While political elites negotiate their security comforts, ordinary Nigerians continue to live in fear. Children in IDP camps learn to spell “abduction” before “alphabet.” Farmers abandon their land because their lives are worth more than their harvests. Rural roads have become corridors of uncertainty.

And every few months, a fresh VIP-withdrawal directive emerges followed by the same cycle of weak enforcement, quiet reversal, and expanding insecurity.

A Cautionary Note: Nigeria Cannot Afford Cosmetic Reform—Again

If this latest effort is to mean anything, it must be accompanied by structural reforms. Nigeria requires:

  • Multi-layered policing — federal, state, and community.
  • Accountable deployment systems — not political allocation of officers.
  • Better intelligence use — especially when warnings precede school kidnappings.
  • Transparent monitoring of enforcement — so the directive does not quietly die once VIPs complain.

Otherwise, this will become yet another episode in Nigeria’s long-running series, “Reforms We Announced But Never Implemented.”

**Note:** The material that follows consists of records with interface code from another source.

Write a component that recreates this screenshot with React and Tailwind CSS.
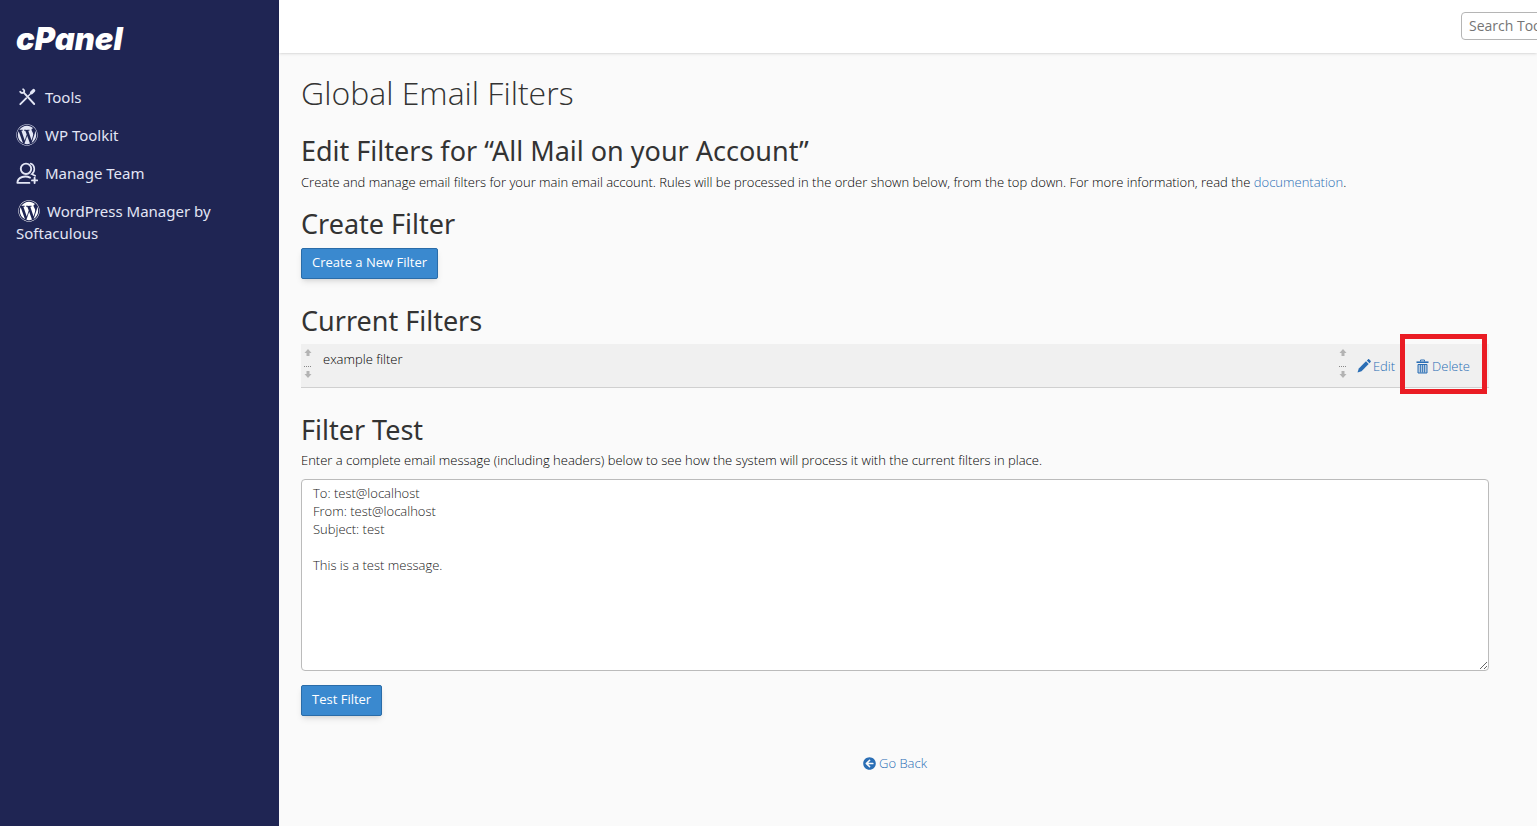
import React, { useState } from 'react';
import { FaWordpress, FaArrowCircleLeft } from 'react-icons/fa';

const ToolsIcon = () => (
  <svg viewBox="0 0 22 22" className="w-[22px] h-[22px]" fill="none" stroke="currentColor" strokeLinecap="round">
    <path d="M4.200 5.800C5.400 7.600 6.900 7.100 7.800 6.200C8.600 5.300 8.500 4 7.100 3.200" strokeWidth="1.800" />
    <path d="M7.800 6.600L18.200 18" strokeWidth="1.900" />
    <path d="M4.300 18.200l6-6" strokeWidth="1.900" />
    <path d="M12.300 9.900l2.200-2.200" strokeWidth="1.400" />
    <path d="M15.600 6.600l2-2" strokeWidth="3.400" />
  </svg>
);

const TeamIcon = () => (
  <svg viewBox="0 0 22 22" className="w-[22px] h-[22px]" fill="none" stroke="currentColor" strokeWidth="1.9" strokeLinecap="round">
    <circle cx="10" cy="6.800" r="5.200" />
    <path d="M14.600 1.500c4.400 1.500 5 8 1.200 10.600l3.400 1.700" strokeWidth="1.600" />
    <path d="M14 15.600c-4.300-2-12.300-1.300-12.600 5.300h12" strokeLinejoin="round" />
    <path d="M18.600 15.800v5.200M16 18.400h5.200" />
  </svg>
);

const PencilIcon = () => (
  <svg viewBox="0 0 14 14" className="h-[14px] w-[14px]" fill="currentColor">
    <path d="M.5 13.500l1.300-4L9 2.300l2.700 2.700-7.200 7.200z" />
    <path d="M9.800 1.500L11 .4c.4-.4.900-.4 1.300 0l1.300 1.300c.4.4.400.9 0 1.300l-1.100 1.200z" />
  </svg>
);

const TrashIcon = () => (
  <svg viewBox="0 0 13 15" className="w-[13px] h-[15px]" fill="none" stroke="currentColor">
    <path d="M4.500 2.500V1h4v1.500" />
    <path d="M0.500 3.200h12" strokeWidth="1.600" />
    <path d="M2 5.500h9v8.500H2z" fill="currentColor" fillOpacity="0.300" />
    <path d="M4.500 5.500v8M6.500 5.500v8M8.500 5.500v8" strokeWidth="0.800" />
  </svg>
);

const SortHandle = () => (
  <svg viewBox="0 0 8 30" className="w-2 h-[30px] shrink-0 text-[#b3b3b3]" fill="currentColor" aria-hidden="true">
    <path d="M4 0L7.500 4H5.500V7h-3V4H.5z" />
    <path d="M0 17.500h8" stroke="#888" strokeWidth="1" strokeDasharray="1 1" />
    <path d="M4 29L.5 25h2v-3h3v3h2z" />
  </svg>
);

const navItems = [
  { label: 'Tools', icon: <ToolsIcon /> },
  { label: 'WP Toolkit', icon: <FaWordpress className="w-[22px] h-[22px]" /> },
  { label: 'Manage Team', icon: <TeamIcon /> },
  { label: 'WordPress Manager by Softaculous', icon: <FaWordpress className="ml-[2px] w-[22px] h-[22px] text-white" /> },
];

const sampleMessage = `To: test@localhost
From: test@localhost
Subject: test

This is a test message.`;

const Sidebar = () => (
  <aside className="w-[279px] shrink-0 bg-[#1f2553] px-4 pt-5 text-[#e3e6f5]">
    <a href="#home" className="block font-['Inter',sans-serif] text-[31px] leading-[38px] font-black italic text-white">
      cPanel
    </a>
    <nav className="mt-7 flex flex-col gap-4 pr-8 font-['Noto_Sans',sans-serif] font-normal">
      {navItems.map((item) => (
        <a key={item.label} href="#nav" className="block text-[15px] leading-[22px]">
          <span className="mr-[7px] inline-block h-[22px] align-top">{item.icon}</span>
          {item.label}
        </a>
      ))}
    </nav>
  </aside>
);

const SectionTitle = ({ children }) => (
  <h2 className="font-['Noto_Sans',sans-serif] text-[27px] leading-8 font-normal text-[#333]">{children}</h2>
);

const PrimaryButton = ({ children }) => (
  <button
    type="button"
    className="block h-[31px] rounded-xs border border-[#2a6ca8] bg-[#3a89cf] px-[10px] pb-[4px] text-[13px] font-normal text-white shadow-md"
  >
    {children}
  </button>
);

const FilterRow = ({ name }) => (
  <li className="flex h-11 border-b border-[#d0d0d0] bg-[#f0f0f0] pl-[3px] pr-[19px]">
    <div className="flex flex-1 pt-[5px]">
      <SortHandle />
      <span className="ml-[11px] pt-[1px] leading-[18px]">{name}</span>
    </div>
    <div className="flex pt-[5px]">
      <SortHandle />
      <a href="#edit" className="ml-[10px] flex h-[34px] items-center gap-[2px] text-[#2a6eb5]">
        <PencilIcon />
        Edit
      </a>
      <a href="#delete" className="relative ml-[21px] flex h-[34px] items-center gap-[3px] text-[#2a6eb5]">
        <TrashIcon />
        Delete
        <span className="pointer-events-none absolute -left-4 -right-[17px] -top-[15px] h-[60px] border-[5px] border-[#ea1c24]" />
      </a>
    </div>
  </li>
);

const App = () => {
  const [message, setMessage] = useState(sampleMessage);

  return (
    <div className="flex min-h-screen overflow-hidden bg-[#fafafa] font-['Open_Sans',sans-serif] text-[13px] leading-[18px] font-light text-black">
      <Sidebar />
      <div className="min-w-0 flex-1">
        <header className="flex h-[53px] justify-end overflow-hidden bg-white pt-3 shadow-sm">
          <input
            type="search"
            aria-label="Search Tools"
            placeholder="Search Tools (/)"
            className="-mr-[144px] h-7 w-[220px] shrink-0 rounded-sm border border-[#b5b5b5] bg-white px-[7px] pb-[2px] text-sm font-normal placeholder:text-[#757575]"
          />
        </header>

        <main className="pl-[22px] pr-12 pt-5">
          <h1 className="mb-[22px] text-[32px] leading-10 text-[#333]">Global Email Filters</h1>

          <SectionTitle>Edit Filters for “All Mail on your Account”</SectionTitle>
          <p className="mt-[6px] mb-[17px]">
            Create and manage email filters for your main email account. Rules will be processed in the order shown below, from the top down. For more information, read the{' '}
            <a href="#documentation" className="text-[#2a6eb5]">documentation</a>.
          </p>

          <SectionTitle>Create Filter</SectionTitle>
          <div className="mt-2 mb-[26px]">
            <PrimaryButton>Create a New Filter</PrimaryButton>
          </div>

          <SectionTitle>Current Filters</SectionTitle>
          <ul className="mt-[7px] mb-[26px]">
            <FilterRow name="example filter" />
          </ul>

          <SectionTitle>Filter Test</SectionTitle>
          <label htmlFor="message" className="mt-[5px] block">
            Enter a complete email message (including headers) below to see how the system will process it with the current filters in place.
          </label>
          <textarea
            id="message"
            value={message}
            onChange={(e) => setMessage(e.target.value)}
            className="mt-[10px] mb-[14px] block h-48 w-full rounded-sm border border-[#bbb] bg-white px-[11px] py-1 text-[#222]"
          />
          <PrimaryButton>Test Filter</PrimaryButton>

          <div className="mt-[38px] flex justify-center">
            <a href="#back" className="flex items-center gap-[3px] text-[#2a6eb5]">
              <FaArrowCircleLeft className="h-[13px] w-[13px]" />
              Go Back
            </a>
          </div>
        </main>
      </div>
    </div>
  );
};

export default App;
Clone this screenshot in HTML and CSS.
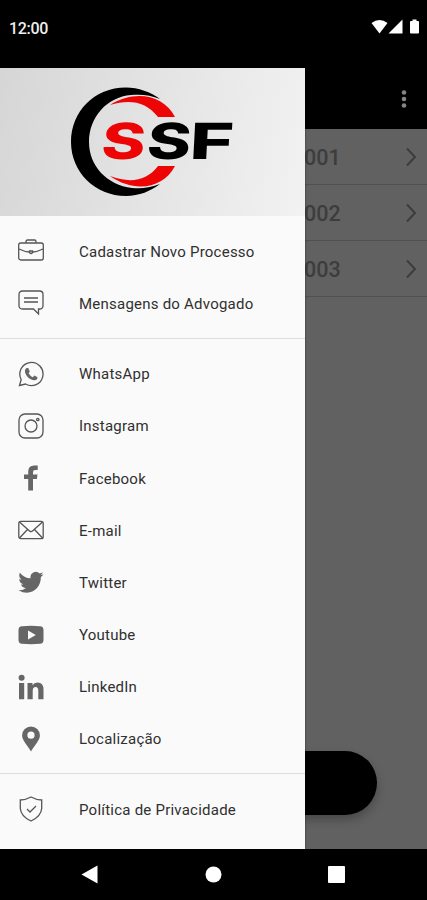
FILE: index.html
```html
<!DOCTYPE html>
<html lang="pt-BR">
<head>
  <meta charset="UTF-8" />
  <meta name="viewport" content="width=device-width, initial-scale=1" />
  <title>SSF - Menu</title>
  <link rel="stylesheet" href="styles.css">
</head>
<body>

  <header class="status-bar">
    <span class="clock">12:00</span>
    <svg class="status-icons" width="50" height="16" viewBox="0 0 50 16" fill="#fff">
      <path d="M0.500 4Q8.500 -2 16.500 4L8.500 14.500Z"/>
      <path d="M17.500 14.500L31.500 0.500V14.500Z"/>
      <path d="M41.500 0.500h4v1.500h1.500q1 0 1 1v10.500q0 1-1 1h-7q-1 0-1-1V3q0-1 1-1h1.500z"/>
    </svg>
  </header>

  <div class="screen">
    <main class="content">
      <div class="app-bar">
        <svg width="6" height="20" viewBox="0 0 6 20" fill="#858585">
          <circle cx="3" cy="3.500" r="2.300"/><circle cx="3" cy="10" r="2.300"/><circle cx="3" cy="16.500" r="2.300"/>
        </svg>
      </div>
      <ul class="process-list">
        <li><span>001</span><svg class="chevron" viewBox="0 0 12 20"><path d="M2 1.500L10 10L2 18.500"/></svg></li>
        <li><span>002</span><svg class="chevron" viewBox="0 0 12 20"><path d="M2 1.500L10 10L2 18.500"/></svg></li>
        <li><span>003</span><svg class="chevron" viewBox="0 0 12 20"><path d="M2 1.500L10 10L2 18.500"/></svg></li>
      </ul>
      <button class="btn-main" type="button" aria-label="Adicionar"></button>
    </main>

    <aside class="drawer">
      <div class="drawer-header">
        <svg class="logo" width="166" height="112" viewBox="0 0 166 112">
          <path fill="#000" d="M91 13C82 6 69 1.500 57 1.500C25 1.500 2 26 2 56C2 86 26 110 57 110C70 110 82 105 91 98C80 102 72 103 63 102C38 99 20 80 20 56C20 31 38 11 62 9C72 8 82 9 91 13Z"/>
          <path fill="#ed0505" d="M41 19C65 4 94 8 106 31H89C77 15 60 13 41 19Z"/>
          <path fill="#ed0505" d="M41 90C65 107 94 103 106 80H89C77 96 60 97 41 90Z"/>
          <text class="logo-text" transform="translate(31 73) skewX(-6)" textLength="44" lengthAdjust="spacingAndGlyphs" fill="#ed0505">S</text>
          <text class="logo-text" transform="translate(76.500 73) skewX(-6)" textLength="44" lengthAdjust="spacingAndGlyphs">S</text>
          <text class="logo-text" transform="translate(120 73) skewX(-3)" textLength="44" lengthAdjust="spacingAndGlyphs">F</text>
        </svg>
      </div>

      <nav>
        <ul class="menu-group">
          <li class="menu-item">
            <svg class="icon line" viewBox="0 0 26 26"><rect x=".7" y="5" width="24.600" height="17" rx="2"/><path d="M8 5V3.500Q8 2 9.500 2h7Q18 2 18 3.500V5M1 11Q7 13.800 11 14M15 14Q19 13.800 25 11M11.500 13h3v1.500q-1.500 2-3 0z"/></svg>
            <span>Cadastrar Novo Processo</span>
          </li>
          <li class="menu-item">
            <svg class="icon line" viewBox="0 0 26 26"><path d="M4.500 1H21.500Q25 1 25 4.500V15.500Q25 19 21.500 19H20.500V24L15.500 19H4.500Q1 19 1 15.500V4.500Q1 1 4.500 1ZM6 8H20M6 12H20"/></svg>
            <span>Mensagens do Advogado</span>
          </li>
        </ul>

        <ul class="menu-group">
          <li class="menu-item">
            <svg class="icon line" viewBox="0 0 26 26"><path d="M1.500 24.500L3.200 18.500A11.600 11.600 0 1 1 7.500 23Z"/><path class="solid" d="M8.500 7h1.700l1.600 3.500-1.200 1.700q1.500 2.800 4.200 4l1.600-1.600 3.100 1.700q.1 2.800-3.300 3C11.700 19 7 14.500 6.900 10Q7 8 8.500 7Z"/></svg>
            <span>WhatsApp</span>
          </li>
          <li class="menu-item">
            <svg class="icon line" viewBox="0 0 26 26"><rect x="1" y="1" width="24" height="24" rx="6"/><circle cx="13" cy="13" r="6"/><circle cx="19.800" cy="6.500" r="1.200"/></svg>
            <span>Instagram</span>
          </li>
          <li class="menu-item">
            <svg class="icon solid" viewBox="0 0 26 26"><path d="M10.200 25.500V14H6V9.500h4.200V6.500Q10.200.5 16.200.5h3.500V5h-2.500q-2.200 0-2.200 2v2.500h4.500L18.900 14H15v11.500z"/></svg>
            <span>Facebook</span>
          </li>
          <li class="menu-item">
            <svg class="icon line" viewBox="0 0 26 26"><rect x=".8" y="4.300" width="24.400" height="17.400" rx="2"/><path d="M1.500 5L11.500 14Q13 15.300 14.500 14L24.500 5M1.500 21L9.500 12.500M24.500 21L16.500 12.500"/></svg>
            <span>E-mail</span>
          </li>
          <li class="menu-item">
            <svg class="icon solid" viewBox="0 0 26 26"><path d="M25.500 5.200q-1.300.7-2.700.8 1.500-1 2-2.700-1.500.8-3.200 1.200a5.300 5.300 0 0 0-9 4.800Q6 9 1.900 3.700c-1.300 2.400-.6 5.300 1.600 7q-1.200 0-2.300-.7c0 2.600 1.700 4.800 4.100 5.300q-1.100.3-2.300.1c.7 2.100 2.600 3.600 4.900 3.600Q4.600 21.800.4 21.200C12 28 23 20 22.900 7.900q1.600-1.100 2.600-2.700z"/></svg>
            <span>Twitter</span>
          </li>
          <li class="menu-item">
            <svg class="icon solid" viewBox="0 0 26 26"><path fill-rule="evenodd" d="M4 4.200Q13 3.500 22 4.200 25.500 4.500 25.500 8v10q0 3.500-3.500 3.800-9 .7-18 0Q.5 21.500.5 18V8Q.5 4.500 4 4.200ZM10 8.500v9L17.800 13z"/></svg>
            <span>Youtube</span>
          </li>
          <li class="menu-item">
            <svg class="icon solid" viewBox="0 0 26 26"><circle cx="3.600" cy="3.800" r="3"/><path d="M1 9h5.200v16.200H1zM9.500 9h5v2.200Q16 8.600 19.500 8.600q6 0 6 7.200v9.400h-5.200v-8.300q0-3.900-2.700-3.900-2.900 0-2.900 3.900v8.300H9.500z"/></svg>
            <span>LinkedIn</span>
          </li>
          <li class="menu-item">
            <svg class="icon solid" viewBox="0 0 26 26"><path fill-rule="evenodd" d="M13 .5A8.900 8.900 0 0 0 4.100 9.400C4.100 14 9 18.500 13 25.500 17 18.500 21.900 14 21.900 9.400A8.900 8.900 0 0 0 13 .5ZM13 5.600a3.600 3.600 0 1 1 0 7.200 3.600 3.600 0 0 1 0-7.200Z"/></svg>
            <span>Localização</span>
          </li>
        </ul>

        <ul class="menu-group">
          <li class="menu-item">
            <svg class="icon line" viewBox="0 0 26 26"><path d="M13 1Q7.500 4 2.300 4V12.500Q3 20.500 13 25 23 20.500 23.700 12.500V4Q18.500 4 13 1ZM9 13l3 3 6-6"/></svg>
            <span>Política de Privacidade</span>
          </li>
        </ul>
      </nav>
    </aside>
  </div>

  <footer class="nav-bar">
    <svg width="17" height="19" viewBox="0 0 17 19"><path d="M.5 9.500L16.500.5V18.500Z"/></svg>
    <svg width="17" height="17" viewBox="0 0 17 17"><circle cx="8.500" cy="8.500" r="8"/></svg>
    <svg width="17" height="17" viewBox="0 0 17 17"><rect width="17" height="17" rx="1"/></svg>
  </footer>

</body>
</html>
```
FILE: styles.css
```css
* {
  box-sizing: border-box;
}
body {
  margin: 0;
  height: 900px;
  display: flex;
  flex-direction: column;
  overflow: hidden;
  background: #000;
  font-family: Roboto, sans-serif;
}
ul {
  list-style: none;
  margin: 0;
  padding: 0;
}

/* Status bar */
.status-bar {
  height: 68px;
  padding: 19px 6px 0 9px;
  display: flex;
  justify-content: space-between;
  align-items: flex-start;
  color: #eee;
}
.clock {
  font-size: 16px;
  font-weight: 500;
  line-height: 19px;
  letter-spacing: -0.3px;
}

/* Content behind the drawer */
.screen {
  position: relative;
  height: 781px;
}
.content {
  height: 100%;
  display: flex;
  flex-direction: column;
  background: #616161;
}
.app-bar {
  height: 61px;
  padding-right: 20px;
  display: flex;
  justify-content: flex-end;
  align-items: center;
  background: #000;
}
.process-list li {
  height: 56px;
  padding: 0 10px 0 304px;
  display: flex;
  justify-content: space-between;
  align-items: center;
  border-bottom: 1px solid #505050;
  color: #3d3d3d;
  font-size: 21.5px;
  font-weight: 500;
}
.process-list span {
  padding-top: 2px;
}
.chevron {
  width: 12px;
  height: 20px;
  fill: none;
  stroke: #3d3d3d;
  stroke-width: 2;
}
.btn-main {
  height: 64px;
  margin: auto 50px 34px;
  border: none;
  border-radius: 32px;
  background: #000;
  box-shadow: 0 5px 10px rgba(0,0,0,0.25);
}

/* Drawer */
.drawer {
  position: absolute;
  top: 0;
  left: 0;
  width: 305px;
  height: 100%;
  background: #fafafa;
  box-shadow: 0 0 2px rgba(0,0,0,0.5);
}
.drawer-header {
  height: 148px;
  padding: 18px 0 0 69px;
  background: linear-gradient(100deg, #d6d6d6, #f2f2f2);
}
.logo {
  display: block;
}
.logo-text {
  font-family: Inter, sans-serif;
  font-size: 50px;
  font-weight: 800;
}
.menu-group {
  padding: 9px 0 8.5px;
}
.menu-group + .menu-group {
  border-top: 1px solid #dcdcdc;
}
.menu-item {
  height: 52.15px;
  padding-left: 18px;
  display: flex;
  align-items: center;
  gap: 35px;
  color: #303030;
  font-size: 15px;
  font-weight: 400;
  letter-spacing: 0.23px;
}
.menu-item span {
  padding-top: 1px;
}
.icon {
  width: 26px;
  height: 26px;
  flex: none;
}
.line {
  fill: none;
  stroke: #555;
  stroke-width: 1.3;
}
.solid {
  fill: #666;
  stroke: none;
}

/* System navigation */
.nav-bar {
  height: 51px;
  padding: 0 82px 0 81px;
  display: flex;
  justify-content: space-between;
  align-items: center;
  fill: #fff;
}
```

The president’s emergency declaration signals a political awakening, but implementation is everything. With thousands dead, communities displaced, and schools shut because of fear, Nigeria does not need another performative directive. It needs courage, the political will to break the VIP-policing economy and rebuild a policing system fit for purpose.

The country cannot keep pretending the same old script will magically produce a new ending. Without genuine reform, Nigerians will continue to bury loved ones, abandon homes, and live at the mercy of criminals.

Cosmetic changes will not save the country. Only real policing — for the people, not the powerful — will.